Once when she was in jail, Shelley Collins learned that an old family friend, a cousin’s grandmother who Shelley loved very much, had died.

On her deathbed, the woman had said, “Help Shelley Moses.”

That stayed with Shelley over the years.

“It knocked me to my knees that someone dying had so much hope,” she said.

The woman’s granddaughter worked at Hope Center.

The turning point for Shelley Collins came when her daughter told her, “You’re not going to come to my wedding.”

“I was always there for her, but I always told her how it was,” said Shelbe Collins, who’s apprenticing these days in her mother’s hair salon in Port Allen, The Hair Place.
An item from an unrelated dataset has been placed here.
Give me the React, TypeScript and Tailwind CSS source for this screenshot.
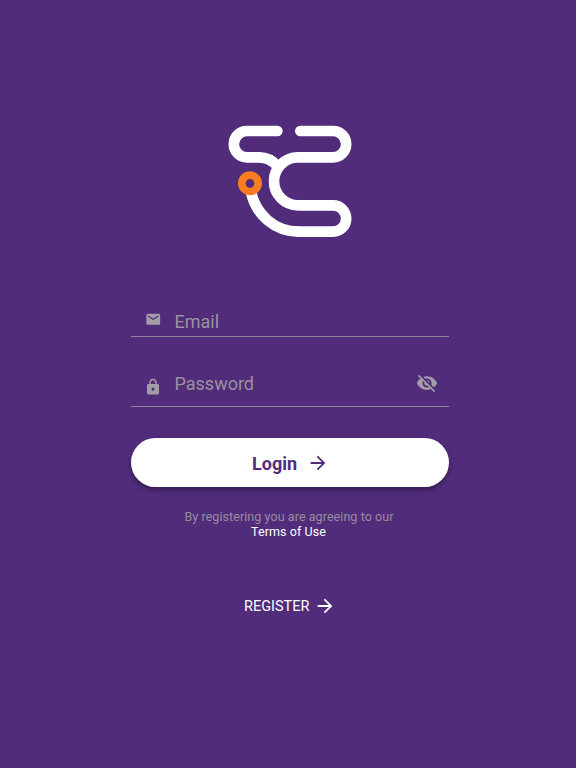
import React from "react";
import { MdArrowForward, MdEmail, MdLock, MdVisibilityOff } from "react-icons/md";

function Logo() {
  return (
    <svg width="140" height="130" viewBox="0 0 420 390" fill="none">
      <g stroke="#fff" strokeWidth="32">
        <path
          strokeLinecap="round"
          d="M172 48H81a39.5 39.5 0 0 0 0 79h37"
        />
        <path d="M117 127c25 0 42 10 55 27" />
        <path
          strokeLinecap="round"
          d="M241 48h98a39.5 39.5 0 0 1 0 79H234a72 72 0 0 0 0 144h105a39.5 39.5 0 0 1 0 79H236"
        />
        <path d="M237 350C166 350 105 300 92 225" />
      </g>
      <circle cx="90" cy="205" r="24.5" stroke="#f97d20" strokeWidth="23" />
    </svg>
  );
}

export default function App() {
  const handleSubmit = (event: React.FormEvent<HTMLFormElement>) => {
    event.preventDefault();
  };

  return (
    <main className="flex h-[768px] w-[576px] flex-col bg-[#512c7b] pt-[115px] font-['Roboto',sans-serif]">
      <div className="pl-[220px]">
        <Logo />
      </div>

      <form onSubmit={handleSubmit} className="ml-[131px] mt-[55px] flex w-[318px] flex-col">
        <div className="flex h-[37px] items-start border-b border-[#8f8298] pl-[13.5px]">
          <MdEmail size={16.5} className="mt-[10.5px] text-[#a39da5]" />
          <input
            type="text"
            aria-label="Email"
            placeholder="Email"
            className="ml-[13.5px] mt-[7px] h-[28px] w-[220px] text-[18px] text-white outline-none placeholder:text-[#9b929f]"
          />
        </div>

        <div className="flex h-[70px] items-start border-b border-[#8f8298] pl-[13px]">
          <MdLock size={18} className="mt-[41px] text-[#a39da5]" />
          <input
            type="password"
            aria-label="Password"
            placeholder="Password"
            className="ml-[12.5px] mt-[32px] h-[28px] w-[220px] text-[18px] text-white outline-none placeholder:text-[#9b929f]"
          />
          <MdVisibilityOff size={22} className="ml-[21px] mt-[35px] text-[#a39da5]" />
        </div>

        <button
          type="submit"
          className="mt-[31px] flex h-[49px] items-center rounded-full bg-white pl-[121px] text-[18px] font-bold text-[#512c7b] shadow-[0_3px_5px_rgba(0,0,0,0.35)]"
        >
          <span className="pt-[2px]">Login</span>
          <MdArrowForward size={22} className="ml-[10px]" />
        </button>
      </form>

      <p className="mt-[22px] pl-[2px] text-center text-[12.5px] leading-[15px] tracking-[0.07px] text-[#978c9e]">
        By registering you are agreeing to our
        <br />
        <a className="pr-px text-white">Terms of Use</a>
      </p>

      <a className="mt-[55px] flex items-center pl-[244px] text-[14.5px] text-white">
        <span className="pt-[2px]">REGISTER</span>
        <MdArrowForward size={22} className="ml-[5px]" />
      </a>
    </main>
  );
}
“I wasn’t enabling, by any means. I was serious about it,” said Shelbe Collins, who is married to Adam Collins (no relation to her stepfather), and is mother of 7-month-old Lila and stepmother of 9-year-old Emma.

It was Shelbe Collins who drove her mother to the Hope Center, after her mom had told her, “I can’t live like this,” Shelbe Collins said.

“It was the first time she ever wanted to ask for help. I could finally hear it in her voice,” Shelbe Collins said.

Shelley Collins stayed in the Hope Center for 28 days, then went to a transitional, “sober-living” house in Breaux Bridge for three months.

She was able to go on leave from Hope Center to attend her daughter’s wedding.

“She is a walking miracle. I feel like my prayers were answered,” Shelbe Collins said.

“My sobriety is always first, because without it, I’m not a mom,” Shelley Collins said.

People interested in learning more about the 12-step support group that Shelley Collins leads can call her at The Hair Place, (225) 382-2008.

Shelley Collins still sings, often as a soloist at her church, Sharon Baptist Church in Erwinville.

“I’m nothing on my own. Every day before I leave the house, I ask God to direct my way,” Shelley Collins said.